As we talk in the meeting room at the top of the towering Montevetro building, just behind Ramaswamy the city of Dublin basks in the kind of bright and stark autumnal sunlight you can only experience on a September evening. The majesty of the view contrasts with his modest appraisal of what he does. “I’m a software engineer, but by training a computer scientist.”
Ramaswamy earned his bachelor’s degree in computer science from the Indian Institute of Technology Madras, and his master of science and PhD in computer science from Brown University. He has published numerous papers on database systems and database theory, and holds several patents in that area.
“When I joined Google in 2003, I already thought it was a huge company with 500 people,” he laughs. In his own words, he has been an intimate part of the overall Google strategy, pioneering such things as unobtrusive text ads and the ethos of paying for performance. “It has taught us to be user-focused, and focus on the relevance of an ad.”
He said that is the same commercial ethos driving Google today. “When we started, it was about making it easier for a blog publisher to monetise. Then, we bought DoubleClick and focused on showing ads on publisher pages and how to use a user’s browsing history to show ads for things they are potentially interested in.
“Users, advertisers and publishers define my life.”
A turning point in the narrative of the internet
Ramaswamy gets directly to the point: that the internet as we know it is at a turning point and the most important value of them all is trust.
‘Trust has become a slippery point, a big issue. When it comes to data, users are unsure how their browsing data is being used’
– SRIDHAR RAMASWAMY
He’s not kidding. 2018 has been a dramatic year so far for data privacy and information security, with scandals ranging from the Cambridge Analytica affair that embroiled Facebook, to ‘fake news’ and Russian meddling in US elections. Not only that but Google CEO Sundar Pichai is in trouble with the US Senate for not turning up to be grilled about what tech giants are doing to curb foreign interference.

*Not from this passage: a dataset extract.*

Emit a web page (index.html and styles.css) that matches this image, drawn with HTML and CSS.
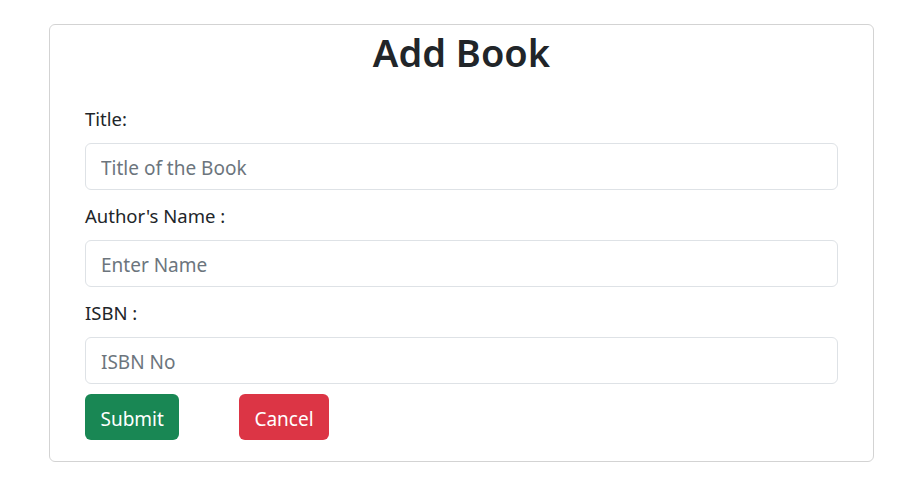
FILE: index.html
```html
<!DOCTYPE html>
<html>
<head>
<meta charset="utf-8">
<link rel="stylesheet" href="styles.css">
</head>
<body>
<div class="card">
  <h1 class="heading">Add Book</h1>
  <form class="form">
    <label class="label">Title:</label>
    <input class="input" type="text" placeholder="Title of the Book">
    <label class="label">Author's Name :</label>
    <input class="input" type="text" placeholder="Enter Name">
    <label class="label">ISBN :</label>
    <input class="input input-last" type="text" placeholder="ISBN No">
    <div class="actions">
      <button type="button" class="btn btn-submit">Submit</button>
      <button type="button" class="btn btn-cancel">Cancel</button>
    </div>
  </form>
</div>
</body>
</html>
```
FILE: styles.css
```css
* { box-sizing: border-box; }
body {
  margin: 0;
  padding: 24px 46px 0 49px;
  font-family: "Noto Sans", "Open Sans", sans-serif;
  color: #212529;
  background: #fff;
}
.card {
  border: 1px solid #d3d3d3;
  border-radius: 6px;
  padding: 0 35px 20px 35px;
  height: 438px;
}
.heading {
  margin: 0;
  padding-top: 4px;
  text-align: center;
  font-size: 38px;
  font-weight: 600;
  line-height: 46px;
}
.form {
  display: flex;
  flex-direction: column;
  margin-top: 29px;
}
.label {
  font-size: 18.5px;
  line-height: 28px;
  margin-bottom: 10px;
  padding-top: 1px;
}
.input {
  height: 47px;
  border: 1px solid #dee2e6;
  border-radius: 6px;
  padding: 2px 15px 0;
  font-family: inherit;
  font-size: 19px;
  color: #212529;
  margin-bottom: 11px;
}
.input-last { margin-bottom: 10px; }
.input::placeholder { color: #6c757d; }
.actions {
  display: flex;
  gap: 60px;
}
.btn {
  height: 46px;
  border: none;
  border-radius: 6px;
  padding: 3px 15px 0;
  font-family: inherit;
  font-size: 19px;
  color: #fff;
}
.btn-submit { background: #198754; padding: 3px 15.5px 0; }
.btn-cancel { background: #dc3545; }
```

For Ramaswamy, the web constituent that matters most is the user. Trust, he warns, is the biggest issue facing the web as we know it in 2018.
“In terms of the value we need to provide users, their trust matters a lot. In terms of search and everything Google does, how do we offer more transparency to what a user’s been doing? To delete what they want if they don’t want search history to be associated with [their] account and allow them to opt out.

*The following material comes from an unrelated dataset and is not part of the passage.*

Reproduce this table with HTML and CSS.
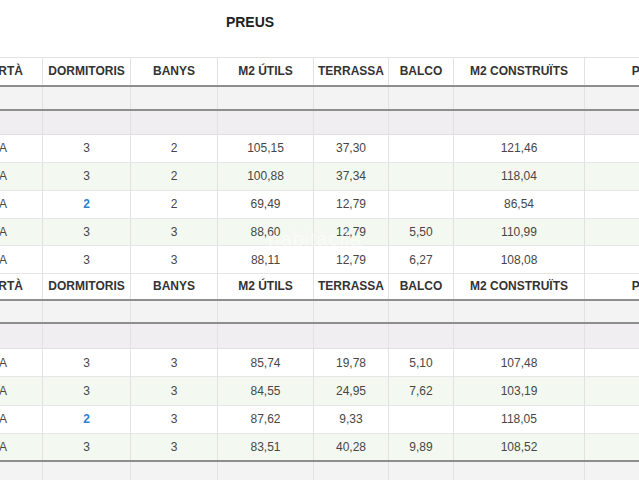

“We believe sincerely in the open web and the role we have played in making information available to everyone on the planet.”
Ramaswamy said that what is often misunderstood is the value of internet advertising for the economies of various countries. “The IAB [Internet Advertising Bureau] estimates about half-a-trillion euros of [economic] activity is generated in the EU alone, and the industry employs over 6m people. It has made it possible for the tiniest of companies, even a company selling Aran sweaters, to be able to reach an audience of over 10m because of reach of search and Google ads.

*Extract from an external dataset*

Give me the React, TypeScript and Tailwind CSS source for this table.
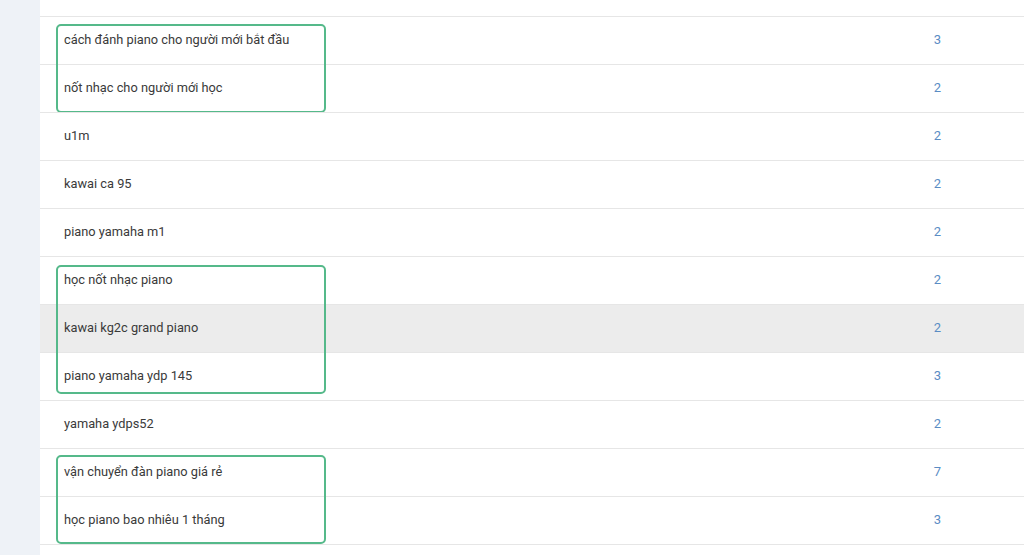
type Row = { q: string; n: number; active?: boolean };

const groups: { rows: Row[]; box?: string }[] = [
  {
    rows: [
      { q: "cách đánh piano cho người mới bắt đầu", n: 3 },
      { q: "nốt nhạc cho người mới học", n: 2 },
    ],
    box: "top-[8px] bottom-[-1px]",
  },
  {
    rows: [
      { q: "u1m", n: 2 },
      { q: "kawai ca 95", n: 2 },
      { q: "piano yamaha m1", n: 2 },
    ],
  },
  {
    rows: [
      { q: "học nốt nhạc piano", n: 2 },
      { q: "kawai kg2c grand piano", n: 2, active: true },
      { q: "piano yamaha ydp 145", n: 3 },
    ],
    box: "top-[9px] bottom-[6px]",
  },
  { rows: [{ q: "yamaha ydps52", n: 2 }] },
  {
    rows: [
      { q: "vận chuyển đàn piano giá rẻ", n: 7 },
      { q: "học piano bao nhiêu 1 tháng", n: 3 },
    ],
    box: "top-[7px] bottom-[0px]",
  },
];

function QueryRow({ row }: { row: Row }) {
  return (
    <div
      className={`flex h-12 items-center border-t border-[#e6e6e6] pb-px ${
        row.active ? "bg-[#ececec]" : "bg-white"
      }`}
    >
      <span className="flex-1 pl-6 text-[12.8px] text-[#3a3a3a]">{row.q}</span>
      <span className="w-[120px] pr-[53px] text-center text-[13px] text-[#5a8cc4]">
        {row.n}
      </span>
    </div>
  );
}

export default function App() {
  return (
    <div
      className="flex h-[555px] w-[1024px] overflow-hidden bg-[#eef2f7]"
      style={{ fontFamily: "Roboto, 'Liberation Sans', sans-serif" }}
    >
      <div className="w-10 shrink-0" />
      <div className="flex-1 bg-white">
        <div className="h-4" />
        {groups.map((g, i) => (
          <div key={i} className="relative">
            {g.rows.map((r) => (
              <QueryRow key={r.q} row={r} />
            ))}
            {g.box && (
              <div
                className={`pointer-events-none absolute left-4 w-[270px] rounded-[5px] border-2 border-[#55b98a] ${g.box}`}
              />
            )}
          </div>
        ))}
        <div className="border-t border-[#e6e6e6]" />
      </div>
    </div>
  );
}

“Similarly for publishers, Her.ie, which is owned by Maximum Media, became one of the top online publishers in just eight years by working with partners like Google to help with monetisation.”
Despite the economic impact of the internet and the rise of the digital economy, Ramaswamy feels far from comfortable and believes that the web as we know it could be at a dangerous juncture. “User trust is a significant problem. Users are worried they don’t know who to trust.
“Trust has become a slippery point, a big issue. When it comes to data, they are unsure how their browsing data is being used. They have become annoyed by experiences of ads that follow them around the internet and the content they want to see. It is a big problem and something that the advertising industry needs to think about.”
Ad blocking and unilateral actions of browsers
Even the IAB has admitted in recent years that the online advertising and publishing industry had messed up because it cared too much about revenues and not enough about user experience. This is what made the rise of ad blocker tools inevitable.
Ramaswamy said that one of the “bad consequences” of ad blocking is that “it drives down monetisation for all publishers”. Instead of working together on resolving the problem, he warned that the tech industry is, through its own unilateral actions, exacerbating the problem.
He is of course referring to the most recent versions of Apple’s Safari browser and Mozilla’s Firefox browser, which include blockers for ad tracking tools. “This could have a profound impact on the whole ads ecosystem,” Ramaswamy warned. “Things like what Apple and Firefox are doing can also get in the way of safety. And this is all the more reason why the ad industry needs to focus on issues users are grappling with and have solutions they are happy with.
“Google can and continues to do a lot when it comes to the transparency we offer users. Everything we know about a user, we try to make it accessible under their Google account.” This includes making it easier for users to transfer their data off Google’s systems, and working with the ecosystem to ensure GDPR compliance.
“With the spirit and intention of what the law set out, we make sure we don’t use any sensitive information about users; we don’t personalise ads on race or sexual orientation or health condition. We have also worked with industry to create a better ad standard with the Coalition for Better Ads and this has had a positive effect in the US.”
Ramaswamy said that GDPR and its enforcement mechanism has set a bar for the entire digital ecosystem. “The important question the industry needs to face is how do we re-establish and increase trust in advertising.
“We also need to think about the future of journalism. It is clear the news industry is suffering. Many of the things that were excellent for advertising in newspapers – car ads, travel – have all migrated to specialist sites.”
Ramaswamy said Google believes that enabling newspapers to thrive is important for an open democratic society and that the internet giant has been working with publishers through the Google News Initiative. A crucial aspect of this is enabling publishers to get qualified subscribers. “Subscriptions will be an important part of the future of newspapers online.”
But he said that publisher trust and advertiser trust go hand in hand. “The open web confers a lot of benefit for users but, also, it has led to a situation where there is a lack of trust on part of users; how we get to a better place. It is a very important question.”
He said that Google has been working with partners, ad agencies and publishers to create new standards to ensure that ads online are not fraudulently misrepresented – all to restore trust.
“There is progress being made,” he said, but added that this progress is being threatened by the continued rise of ad blocker tools and the unilateral actions of Apple and Mozilla. The key will be in industry cooperation.
“Done poorly, these actions have the potential to turn off monetisation for a whole slew of websites. The bigger newspapers will be fine. The Guardian is succeeding with its donation model and they expect they will be breaking even in near future. The New York Times is happy with how subscriptions are going. But, think about your favourite recipe or travel site – they don’t have the potential to set up relationships with sets of advertisers.
“Sites like that will run out of options and our lives will be less diverse for it. That is a bigger worry.”